#### Instruction
Reproduce exactly the lines below, from the first one through the line containing "string; rows: Row[]", and omit any pictures.

+++

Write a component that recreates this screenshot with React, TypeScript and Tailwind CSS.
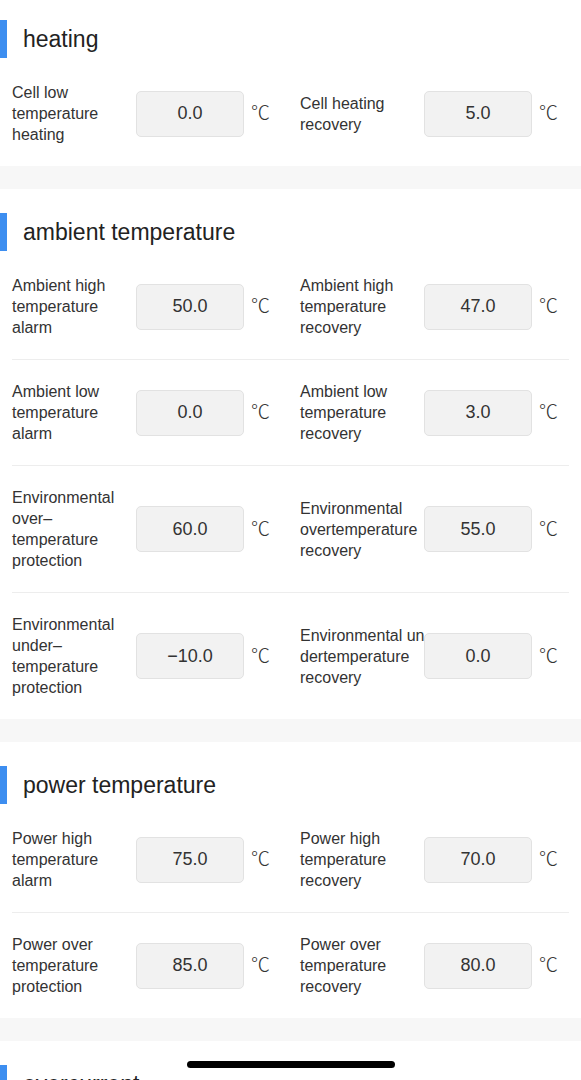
type Item = { label: string; value: string };
type Row = [Item, Item];
type Section = { title: string; rows: Row[] };

const SECTIONS: Section[] = [
  {
    title: 'heating',
    rows: [
      [
        { label: 'Cell low\ntemperature\nheating', value: '0.0' },
        { label: 'Cell heating\nrecovery', value: '5.0' },
      ],
    ],
  },
  {
    title: 'ambient temperature',
    rows: [
      [
        { label: 'Ambient high\ntemperature\nalarm', value: '50.0' },
        { label: 'Ambient high\ntemperature\nrecovery', value: '47.0' },
      ],
      [
        { label: 'Ambient low\ntemperature\nalarm', value: '0.0' },
        { label: 'Ambient low\ntemperature\nrecovery', value: '3.0' },
      ],
      [
        { label: 'Environmental\nover–\ntemperature\nprotection', value: '60.0' },
        { label: 'Environmental\novertemperature\nrecovery', value: '55.0' },
      ],
      [
        { label: 'Environmental\nunder–\ntemperature\nprotection', value: '−10.0' },
        { label: 'Environmental un\ndertemperature\nrecovery', value: '0.0' },
      ],
    ],
  },
  {
    title: 'power temperature',
    rows: [
      [
        { label: 'Power high\ntemperature\nalarm', value: '75.0' },
        { label: 'Power high\ntemperature\nrecovery', value: '70.0' },
      ],
      [
        { label: 'Power over\ntemperature\nprotection', value: '85.0' },
        { label: 'Power over\ntemperature\nrecovery', value: '80.0' },
      ],
    ],
  },
  {
    title: 'overcurrent',
    rows: [
      [
        { label: 'Charge\novercurrent\nalarm', value: '100.0' },
        { label: 'Charge\novercurrent\nrecovery', value: '95.0' },
      ],
    ],
  },
];

const Field = ({ item }: { item: Item }) => (
  <div className="flex items-center">
    <div className="w-[124px] shrink-0 whitespace-pre text-[16px] leading-[21px] text-[#333]">
      {item.label}
    </div>
    <div className="flex h-[46px] w-[108px] shrink-0 items-center justify-center rounded-[5px] border border-[#e2e2e2] bg-[#f2f2f2] text-[18px] text-[#333]">
      {item.value}
    </div>
    <span className="ml-[7px] -translate-y-[2px] text-[19px] font-light leading-none text-[#333] [font-family:'Noto_Sans_CJK_SC',sans-serif]">
      ℃
    </span>
  </div>
);

const SectionBlock = ({ section, last }: { section: Section; last: boolean }) => (
  <div>
    <div className="flex items-center pb-[3px] pt-6">
      <span className="h-[38px] w-[7px] bg-[#3d8ef0]" />
      <h2 className="ml-4 text-[23px] font-normal text-[#222]">{section.title}</h2>
    </div>
    <div className="px-3">
      {section.rows.map((row, i) => (
        <div
          key={i}
          className={`flex items-center py-[21px] ${
            i < section.rows.length - 1 ? 'border-b border-[#ededed]' : ''
          }`}
        >
          <div className="w-[288px] shrink-0">
            <Field item={row[0]} />
          </div>
          <Field item={row[1]} />
        </div>
      ))}
    </div>
    {!last && <div className="h-[23px] bg-[#f7f7f7]" />}
  </div>
);

export default function App() {
  return (
    <div className="min-h-screen bg-white font-['Liberation_Sans',Arial,sans-serif]">
      <div className="-mt-1">
        {SECTIONS.map((s, i) => (
          <SectionBlock key={s.title} section={s} last={i === SECTIONS.length - 1} />
        ))}
      </div>
      <div className="pointer-events-none fixed bottom-[12px] left-1/2 h-[7px] w-[208px] -translate-x-1/2 rounded-full bg-black" />
    </div>
  );
}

+++

#### Solution for this task
Write a component that recreates this screenshot with React, TypeScript and Tailwind CSS.
type Item = { label: string; value: string };
type Row = [Item, Item];
type Section = { title: string; rows: Row[] };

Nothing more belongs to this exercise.